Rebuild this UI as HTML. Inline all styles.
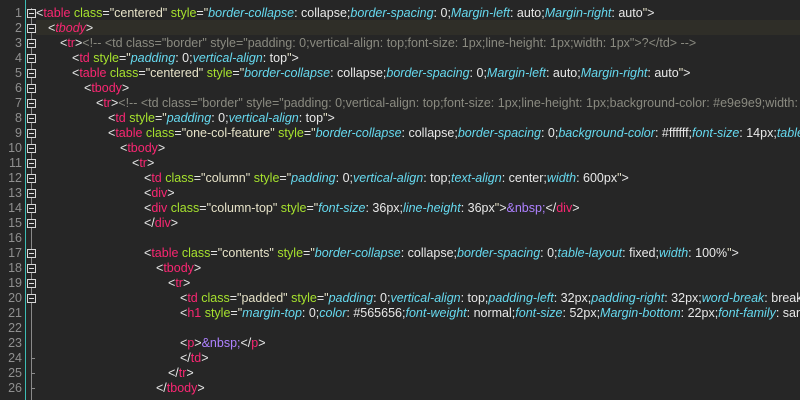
<!DOCTYPE html>
<html><head><meta charset="utf-8"><style>
html,body{margin:0;padding:0;background:#262626;width:800px;height:400px;overflow:hidden}
body{position:relative;font-family:"Liberation Sans","DejaVu Sans",sans-serif;font-size:12.5px}
#w{position:absolute;left:0;top:0;width:800px;height:400px;overflow:hidden}
.ln{position:absolute;left:0;width:22px;text-align:right;color:#8f8f8f;font-size:12.5px;height:15px;line-height:15px}
.l{position:absolute;left:36px;white-space:pre;color:#e8e8e8;height:15px;line-height:15px}
.hl{position:absolute;left:36px;right:0;top:20px;height:15px;background:#2f2e28}
.bar{position:absolute;left:25px;top:0;width:1px;height:400px;background:#3cbcb4}
.vl{position:absolute;left:31px;top:8px;width:1px;height:392px;background:#8a8a8a}
.box{position:absolute;left:27px;width:7px;height:7px;border:1px solid #d8d8d8;background:#262626}
.box:after{content:"";position:absolute;left:1px;top:3px;width:5px;height:1px;background:#e0e0e0}
.tk{position:absolute;left:31px;width:4px;height:1px;background:#8a8a8a}
.t{color:#f92672}.a{color:#a6e22e}.s{color:#e6e2c8}.p{color:#66d9ef;font-style:italic}.c{color:#8a8a80}.e{color:#ae81ff}.b{color:#e8e8e8}
</style></head><body><div id="w">
<div class="hl"></div>
<div class="bar"></div><div class="vl"></div>
<div class="ln" style="top:5.5px">1</div><div class="ln" style="top:20.5px">2</div><div class="ln" style="top:35.5px">3</div><div class="ln" style="top:50.5px">4</div><div class="ln" style="top:65.5px">5</div><div class="ln" style="top:80.5px">6</div><div class="ln" style="top:95.5px">7</div><div class="ln" style="top:110.5px">8</div><div class="ln" style="top:125.5px">9</div><div class="ln" style="top:140.5px">10</div><div class="ln" style="top:155.5px">11</div><div class="ln" style="top:170.5px">12</div><div class="ln" style="top:185.5px">13</div><div class="ln" style="top:200.5px">14</div><div class="ln" style="top:215.5px">15</div><div class="ln" style="top:230.5px">16</div><div class="ln" style="top:245.5px">17</div><div class="ln" style="top:260.5px">18</div><div class="ln" style="top:275.5px">19</div><div class="ln" style="top:290.5px">20</div><div class="ln" style="top:305.5px">21</div><div class="ln" style="top:320.5px">22</div><div class="ln" style="top:335.5px">23</div><div class="ln" style="top:350.5px">24</div><div class="ln" style="top:365.5px">25</div><div class="ln" style="top:380.5px">26</div>
<div class="box" style="top:9px"></div><div class="box" style="top:24px"></div><div class="box" style="top:39px"></div><div class="box" style="top:54px"></div><div class="box" style="top:69px"></div><div class="box" style="top:84px"></div><div class="box" style="top:99px"></div><div class="box" style="top:114px"></div><div class="box" style="top:129px"></div><div class="box" style="top:144px"></div><div class="box" style="top:159px"></div><div class="box" style="top:174px"></div><div class="box" style="top:189px"></div><div class="box" style="top:204px"></div><div class="box" style="top:219px"></div><div class="box" style="top:249px"></div><div class="box" style="top:264px"></div><div class="box" style="top:279px"></div><div class="box" style="top:294px"></div>
<div class="tk" style="top:358px"></div><div class="tk" style="top:373px"></div><div class="tk" style="top:388px"></div>

<div class="l" style="top:5.5px"><span class="b">&lt;</span><span class="t">table</span> <span class="a">class</span>=<span class="s">"centered"</span> <span class="a">style</span>=<span class="s">"</span><span class="p">border-collapse</span>: collapse;<span class="p">border-spacing</span>: 0;<span class="p">Margin-left</span>: auto;<span class="p">Margin-right</span>: auto<span class="s">"</span>&gt;</div>
<div class="l" style="top:20.5px;left:48px">&lt;<span class="t" style="font-style:italic">tbody</span>&gt;</div>
<div class="l" style="top:35.5px;left:60px">&lt;<span class="t">tr</span>&gt;<span class="c">&lt;!-- &lt;td class="border" style="padding: 0;vertical-align: top;font-size: 1px;line-height: 1px;width: 1px"&gt;?&lt;/td&gt; --&gt;</span></div>
<div class="l" style="top:50.5px;left:72px">&lt;<span class="t">td</span> <span class="a">style</span>=<span class="s">"</span><span class="p">padding</span>: 0;<span class="p">vertical-align</span>: top<span class="s">"</span>&gt;</div>
<div class="l" style="top:65.5px;left:72px">&lt;<span class="t">table</span> <span class="a">class</span>=<span class="s">"centered"</span> <span class="a">style</span>=<span class="s">"</span><span class="p">border-collapse</span>: collapse;<span class="p">border-spacing</span>: 0;<span class="p">Margin-left</span>: auto;<span class="p">Margin-right</span>: auto<span class="s">"</span>&gt;</div>
<div class="l" style="top:80.5px;left:84px">&lt;<span class="t">tbody</span>&gt;</div>
<div class="l" style="top:95.5px;left:96px">&lt;<span class="t">tr</span>&gt;<span class="c">&lt;!-- &lt;td class="border" style="padding: 0;vertical-align: top;font-size: 1px;line-height: 1px;background-color: #e9e9e9;width: 1px"&gt;</span></div>
<div class="l" style="top:110.5px;left:108px">&lt;<span class="t">td</span> <span class="a">style</span>=<span class="s">"</span><span class="p">padding</span>: 0;<span class="p">vertical-align</span>: top<span class="s">"</span>&gt;</div>
<div class="l" style="top:125.5px;left:108px">&lt;<span class="t">table</span> <span class="a">class</span>=<span class="s">"one-col-feature"</span> <span class="a">style</span>=<span class="s">"</span><span class="p">border-collapse</span>: collapse;<span class="p">border-spacing</span>: 0;<span class="p">background-color</span>: #ffffff;<span class="p">font-size</span>: 14px;<span class="p">table-layout</span>: fixed</div>
<div class="l" style="top:140.5px;left:120px">&lt;<span class="t">tbody</span>&gt;</div>
<div class="l" style="top:155.5px;left:132px">&lt;<span class="t">tr</span>&gt;</div>
<div class="l" style="top:170.5px;left:144px">&lt;<span class="t">td</span> <span class="a">class</span>=<span class="s">"column"</span> <span class="a">style</span>=<span class="s">"</span><span class="p">padding</span>: 0;<span class="p">vertical-align</span>: top;<span class="p">text-align</span>: center;<span class="p">width</span>: 600px<span class="s">"</span>&gt;</div>
<div class="l" style="top:185.5px;left:144px">&lt;<span class="t">div</span>&gt;</div>
<div class="l" style="top:200.5px;left:144px">&lt;<span class="t">div</span> <span class="a">class</span>=<span class="s">"column-top"</span> <span class="a">style</span>=<span class="s">"</span><span class="p">font-size</span>: 36px;<span class="p">line-height</span>: 36px<span class="s">"</span>&gt;<span class="e">&amp;nbsp;</span>&lt;/<span class="t">div</span>&gt;</div>
<div class="l" style="top:215.5px;left:144px">&lt;/<span class="t">div</span>&gt;</div>
<div class="l" style="top:245.5px;left:144px">&lt;<span class="t">table</span> <span class="a">class</span>=<span class="s">"contents"</span> <span class="a">style</span>=<span class="s">"</span><span class="p">border-collapse</span>: collapse;<span class="p">border-spacing</span>: 0;<span class="p">table-layout</span>: fixed;<span class="p">width</span>: 100%<span class="s">"</span>&gt;</div>
<div class="l" style="top:260.5px;left:156px">&lt;<span class="t">tbody</span>&gt;</div>
<div class="l" style="top:275.5px;left:168px">&lt;<span class="t">tr</span>&gt;</div>
<div class="l" style="top:290.5px;left:180px">&lt;<span class="t">td</span> <span class="a">class</span>=<span class="s">"padded"</span> <span class="a">style</span>=<span class="s">"</span><span class="p">padding</span>: 0;<span class="p">vertical-align</span>: top;<span class="p">padding-left</span>: 32px;<span class="p">padding-right</span>: 32px;<span class="p">word-break</span>: break-word</div>
<div class="l" style="top:305.5px;left:180px">&lt;<span class="t">h1</span> <span class="a">style</span>=<span class="s">"</span><span class="p">margin-top</span>: 0;<span class="p">color</span>: #565656;<span class="p">font-weight</span>: normal;<span class="p">font-size</span>: 52px;<span class="p">Margin-bottom</span>: 22px;<span class="p">font-family</span>: sans-serif</div>
<div class="l" style="top:335.5px;left:180px">&lt;<span class="t">p</span>&gt;<span class="e">&amp;nbsp;</span>&lt;/<span class="t">p</span>&gt;</div>
<div class="l" style="top:350.5px;left:180px">&lt;/<span class="t">td</span>&gt;</div>
<div class="l" style="top:365.5px;left:168px">&lt;/<span class="t">tr</span>&gt;</div>
<div class="l" style="top:380.5px;left:156px">&lt;/<span class="t">tbody</span>&gt;</div>
</div></body></html>
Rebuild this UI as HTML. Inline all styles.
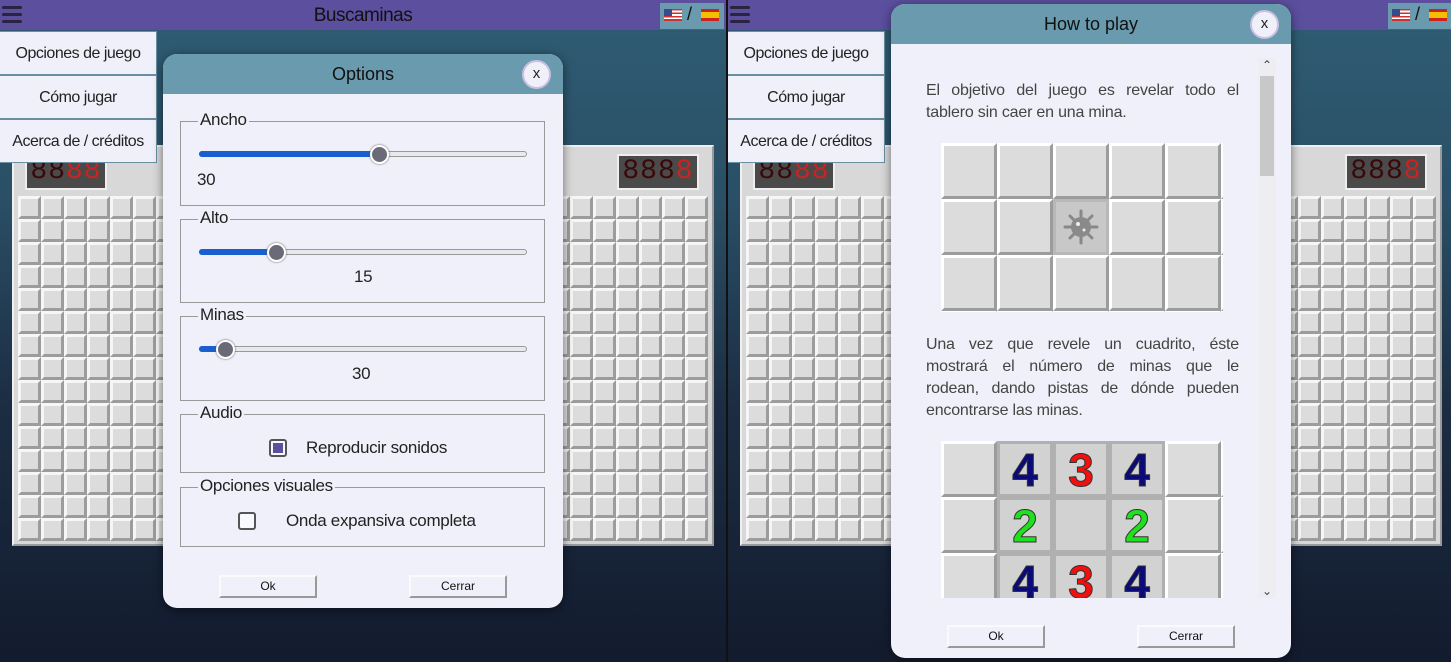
<!DOCTYPE html>
<html><head><meta charset="utf-8"><style>
*{box-sizing:border-box;margin:0;padding:0}
body{width:1451px;height:662px;overflow:hidden;position:relative;font-family:"Liberation Sans",sans-serif;background:#111}
.pane{position:absolute;top:0;width:726px;height:662px;overflow:hidden;background:linear-gradient(180deg,#2f5d74 0%,#2a4f66 30%,#1c2e44 60%,#131b2e 100%)}
.hdr{position:absolute;left:0;top:0;width:726px;height:30px;background:#5b4f9e}
.burger{position:absolute;left:2px;top:6px;width:20px;height:17px}
.burger i{display:block;height:3px;background:#2a2440;border-radius:2px;margin-bottom:4px}
.title{position:absolute;left:0;width:726px;top:5px;text-align:center;font-size:19px;color:#111;letter-spacing:-0.5px}
.flags{position:absolute;left:660px;top:3px;width:64px;height:26px;background:#6a9aae;font-size:18px;color:#111}
.us{position:absolute;left:4px;top:6px;width:18px;height:12px;background:repeating-linear-gradient(180deg,#c33 0 1.7px,#fff 1.7px 3.4px)}
.us:before{content:"";position:absolute;left:0;top:0;width:8px;height:7px;background:#3a4b8c}
.es{position:absolute;left:41px;top:6px;width:18px;height:12px;background:linear-gradient(180deg,#c22 0 3px,#f3c000 3px 9px,#c22 9px)}
.menu{position:absolute;left:0;top:31px;width:157px;background:#f0f0fa;border:1px solid #6a8fa0;border-left:none}
.menu div{height:44px;line-height:44px;text-align:center;font-size:16px;color:#222;border-bottom:2px solid #6a8fa0;letter-spacing:-0.5px}
.menu div:last-child{border-bottom:none;height:42px}
.board{position:absolute;left:12px;top:145px;width:702px;height:401px;background:#d8d8d8;border:2px solid #f0f0f0;border-right-color:#999;border-bottom-color:#999}
.cnt{position:absolute;top:7px;width:82px;height:36px;background:#4a4a4a;border:2px solid #eee;color:#3a0808;font-family:"Liberation Mono",monospace;font-size:28px;line-height:32px;text-align:center;letter-spacing:1px}
.cnt b{color:#c22;font-weight:normal}
.cells{position:absolute;left:4px;top:49px;width:690px;height:345px}
.dlg{position:absolute;width:400px;background:#f0f0fa;border-radius:14px;overflow:hidden;box-shadow:0 2px 10px rgba(0,0,0,.5)}
.dh{height:40px;background:#6a9aae;text-align:center;line-height:40px;font-size:18px;color:#111}
.x{position:absolute;right:12px;top:6px;width:29px;height:29px;border-radius:50%;background:#f0f0fa;border:2px solid #c8c0e0;text-align:center;line-height:24px;font-size:15px;color:#222}
.fs{position:absolute;left:17px;width:365px;border:1px solid #999}
.lg{position:absolute;left:17px;top:-12px;background:#f0f0fa;padding:0 2px;font-size:17px;color:#222;line-height:20px;letter-spacing:-0.3px}
.trk{position:absolute;left:18px;width:328px;height:6px;border-radius:3px;background:#e8e8ee;border:1px solid #999}
.fill{position:absolute;left:-1px;top:-1px;height:6px;border-radius:3px;background:#1a5fd0}
.th{position:absolute;top:-7px;width:19px;height:19px;border-radius:50%;background:#6a6a78;border:2px solid #fff;box-shadow:0 0 2px #555}
.val{position:absolute;font-size:17px;color:#222;letter-spacing:-0.3px}
.btn{position:absolute;width:98px;height:23px;background:#f0f0fa;border:2px solid #fafafa;border-right-color:#999;border-bottom-color:#999;text-align:center;font-size:12px;line-height:19px;color:#111}
.cb{position:absolute;width:18px;height:18px;border:2px solid #555;border-radius:3px;background:#f8f8ff}
.txt{position:absolute;left:35px;width:313px;font-size:16px;line-height:22px;color:#444;letter-spacing:-0.2px}
.txt div{text-align:justify;text-align-last:justify;white-space:nowrap}
.txt div.l{text-align-last:left}
.g{position:absolute;left:50px;width:282px;background:#ccc}
.num{position:absolute;width:56px;height:56px;text-align:center;font:bold 46px/52px "Liberation Sans",sans-serif;background:#d2d2d2;border:3px solid #b0b0b0;-webkit-text-stroke:1px #333}
</style></head><body>
<svg width="0" height="0" style="position:absolute"><defs>
<pattern id="c" width="23" height="23" patternUnits="userSpaceOnUse">
<rect width="23" height="23" fill="#9c9c9c"/><polygon points="0,0 23,0 20,3 3,3 3,20 0,23" fill="#f6f6f6"/><rect x="3" y="3" width="17" height="17" fill="#dcdcdc"/></pattern>
<pattern id="C" width="56" height="56" patternUnits="userSpaceOnUse">
<rect width="56" height="56" fill="#9c9c9c"/><polygon points="0,0 56,0 53,3 3,3 3,53 0,56" fill="#fff"/><rect x="3" y="3" width="50" height="50" fill="#dcdcdc"/></pattern>
</defs></svg>

<div class="pane" style="left:0">
 <div class="board"><div class="cnt" style="left:11px">88<b>88</b></div><div class="cnt" style="left:603px">888<b>8</b></div><svg class="cells" width="690" height="345"><rect width="690" height="345" fill="url(#c)"/></svg></div>
 <div class="hdr"><div class="title">Buscaminas</div><div class="burger"><i></i><i></i><i></i></div>
  <div class="flags"><div class="us"></div><span style="position:absolute;left:27px;top:1px">/</span><div class="es"></div></div></div>
 <div class="menu"><div>Opciones de juego</div><div>Cómo jugar</div><div>Acerca de / créditos</div></div>
 <div class="dlg" style="left:163px;top:54px;height:554px">
  <div class="dh">Options</div><div class="x">x</div>
  <div class="fs" style="top:67px;height:85px"><div class="lg">Ancho</div><div class="trk" style="top:29px"><div class="fill" style="width:182px"></div><div class="th" style="left:170px"></div></div><div class="val" style="left:16px;top:48px">30</div></div>
  <div class="fs" style="top:165px;height:84px"><div class="lg">Alto</div><div class="trk" style="top:29px"><div class="fill" style="width:79px"></div><div class="th" style="left:67px"></div></div><div class="val" style="left:173px;top:47px">15</div></div>
  <div class="fs" style="top:262px;height:85px"><div class="lg">Minas</div><div class="trk" style="top:29px"><div class="fill" style="width:28px"></div><div class="th" style="left:16px"></div></div><div class="val" style="left:171px;top:47px">30</div></div>
  <div class="fs" style="top:360px;height:59px"><div class="lg">Audio</div><div class="cb" style="left:88px;top:24px"><div style="position:absolute;left:2px;top:2px;width:10px;height:10px;background:#5b4f9e"></div></div><div class="val" style="left:125px;top:23px">Reproducir sonidos</div></div>
  <div class="fs" style="top:433px;height:60px"><div class="lg">Opciones visuales</div><div class="cb" style="left:57px;top:24px"></div><div class="val" style="left:105px;top:23px">Onda expansiva completa</div></div>
  <div class="btn" style="left:56px;top:521px">Ok</div><div class="btn" style="left:246px;top:521px">Cerrar</div>
 </div>
</div>

<div class="pane" style="left:728px;width:723px">
 <div class="board"><div class="cnt" style="left:11px">88<b>88</b></div><div class="cnt" style="left:603px">888<b>8</b></div><svg class="cells" width="690" height="345"><rect width="690" height="345" fill="url(#c)"/></svg></div>
 <div class="hdr"><div class="burger"><i></i><i></i><i></i></div>
  <div class="flags"><div class="us"></div><span style="position:absolute;left:27px;top:1px">/</span><div class="es"></div></div></div>
 <div class="menu"><div>Opciones de juego</div><div>Cómo jugar</div><div>Acerca de / créditos</div></div>
</div>
<div class="dlg" style="left:891px;top:4px;height:654px">
 <div class="dh">How to play</div><div class="x">x</div>
 <div style="position:absolute;left:367px;top:54px;width:18px;height:540px;background:#ededf2">
  <div style="position:absolute;top:0;width:18px;text-align:center;font-size:12px;color:#444">&#8963;</div>
  <div style="position:absolute;left:2px;top:18px;width:14px;height:100px;background:#c8c8c8"></div>
  <div style="position:absolute;bottom:0;width:18px;text-align:center;font-size:12px;color:#444">&#8964;</div></div>
 <div class="txt" style="top:76px"><div>El objetivo del juego es revelar todo el</div><div class="l">tablero sin caer en una mina.</div></div>
 <div class="g" style="top:139px;height:169px">
  <svg width="282" height="169" style="position:absolute;left:0;top:0"><rect width="282" height="169" fill="url(#C)"/>
  <rect x="112" y="56" width="56" height="56" fill="#b8b8b8"/><rect x="115" y="59" width="50" height="50" fill="#c8c8c8"/>
  <g stroke="#888" stroke-width="3" stroke-linecap="round">
  <line x1="140" y1="68" x2="140" y2="100"/><line x1="124" y1="84" x2="156" y2="84"/><line x1="129" y1="73" x2="151" y2="95"/><line x1="151" y1="73" x2="129" y2="95"/></g>
  <circle cx="140" cy="84" r="10" fill="#8a8a8a"/><circle cx="137" cy="81" r="2" fill="#eee"/><circle cx="143" cy="87" r="1.5" fill="#eee"/></svg>
 </div>
 <div class="txt" style="top:330px"><div>Una vez que revele un cuadrito, éste</div><div>mostrará el número de minas que le</div><div>rodean, dando pistas de dónde pueden</div><div class="l">encontrarse las minas.</div></div>
 <div class="g" style="top:437px;height:157px;overflow:hidden">
  <svg width="282" height="169" style="position:absolute;left:0;top:0"><rect width="282" height="169" fill="url(#C)"/></svg>
  <div class="num" style="left:56px;top:0;color:#0a0a78">4</div><div class="num" style="left:112px;top:0;color:#f01010">3</div><div class="num" style="left:168px;top:0;color:#0a0a78">4</div>
  <div class="num" style="left:56px;top:56px;color:#20e020">2</div><div class="num" style="left:112px;top:56px"></div><div class="num" style="left:168px;top:56px;color:#20e020">2</div>
  <div class="num" style="left:56px;top:112px;color:#0a0a78">4</div><div class="num" style="left:112px;top:112px;color:#f01010">3</div><div class="num" style="left:168px;top:112px;color:#0a0a78">4</div>
 </div>
 <div class="btn" style="left:56px;top:621px">Ok</div><div class="btn" style="left:246px;top:621px">Cerrar</div>
</div>
</body></html>
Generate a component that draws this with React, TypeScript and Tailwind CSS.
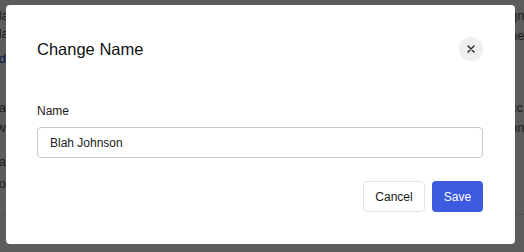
import React, { useState } from 'react';

const leftPeeks = [
  { top: 8, text: 'Bla', color: 'text-[#555]' },
  { top: 26, text: 'Bla', color: 'text-[#555]' },
  { top: 51, text: 'Edc', color: 'text-[#2a4bd0]' },
  { top: 100, text: 'Ear', color: 'text-[#555]' },
  { top: 120, text: 'Jwa', color: 'text-[#555]' },
  { top: 154, text: 'Ear', color: 'text-[#555]' },
  { top: 176, text: 'Bot', color: 'text-[#555]' },
];

const rightPeeks = [
  { top: 8, text: 'gn' },
  { top: 28, text: 'ne' },
  { top: 100, text: 'cc' },
  { top: 120, text: 'on' },
];

const App: React.FC = () => {
  const [name, setName] = useState('Blah Johnson');

  return (
    <div className="relative w-[524px] h-[252px] overflow-hidden bg-white font-['Liberation_Sans',Arial,sans-serif]">
      {/* page behind the dialog */}
      {leftPeeks.map((p) => (
        <span
          key={p.top}
          className={`absolute left-[-10px] text-[13px] leading-[16px] ${p.color}`}
          style={{ top: p.top }}
        >
          {p.text}
        </span>
      ))}
      {rightPeeks.map((p) => (
        <span
          key={p.top}
          className="absolute left-[510px] text-[13px] leading-[16px] text-[#555]"
          style={{ top: p.top }}
        >
          {p.text}
        </span>
      ))}
      <div className="absolute left-0 right-0 top-[214px] h-px bg-[#ddd]" />

      {/* backdrop */}
      <div className="absolute inset-0 bg-black/[0.64] pt-[5px] pl-[6px]">
        <div className="w-[509px] h-[239px] bg-white rounded-[4px] pl-[31px] pr-[32px] pt-[32px] flex flex-col">
          <div className="flex items-center justify-between h-[24px]">
            <h2 className="text-[16.5px] text-[#111] leading-none">Change Name</h2>
            <button className="w-[24px] h-[24px] rounded-full bg-[#efefef] flex items-center justify-center">
              <svg width="8" height="8" viewBox="0 0 8 8" fill="none" stroke="#222" strokeWidth="1.4" strokeLinecap="round">
                <path d="M1 1L7 7M7 1L1 7" />
              </svg>
            </button>
          </div>

          <label htmlFor="name" className="mt-[42px] text-[12px] leading-[16px] text-[#1a1a1a]">
            Name
          </label>
          <input
            id="name"
            value={name}
            onChange={(e) => setName(e.target.value)}
            className="mt-[8px] h-[31px] w-full rounded-[4px] border border-[#c9c9c9] px-[12px] text-[12px] text-[#222] outline-none"
          />

          <div className="mt-[23px] flex justify-end gap-[7px]">
            <button className="h-[31px] w-[62px] rounded-[4px] border border-[#e3e3e3] bg-white text-[12px] text-[#1a1a1a]">
              Cancel
            </button>
            <button className="h-[31px] w-[51px] rounded-[4px] bg-[#3d5be0] text-[12px] text-white">
              Save
            </button>
          </div>
        </div>
      </div>
    </div>
  );
};

export default App;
◇ ◇ ◇
→ EXERCISE OBJECTIVE: Output word for word the lines running from the one containing "Generate a component" to the one containing "const [name, setName]", both included, leaving out the pictures.

→ FULL ANSWER:
Generate a component that draws this with React, TypeScript and Tailwind CSS.
import React, { useState } from 'react';

const leftPeeks = [
  { top: 8, text: 'Bla', color: 'text-[#555]' },
  { top: 26, text: 'Bla', color: 'text-[#555]' },
  { top: 51, text: 'Edc', color: 'text-[#2a4bd0]' },
  { top: 100, text: 'Ear', color: 'text-[#555]' },
  { top: 120, text: 'Jwa', color: 'text-[#555]' },
  { top: 154, text: 'Ear', color: 'text-[#555]' },
  { top: 176, text: 'Bot', color: 'text-[#555]' },
];

const rightPeeks = [
  { top: 8, text: 'gn' },
  { top: 28, text: 'ne' },
  { top: 100, text: 'cc' },
  { top: 120, text: 'on' },
];

const App: React.FC = () => {
  const [name, setName] = useState('Blah Johnson');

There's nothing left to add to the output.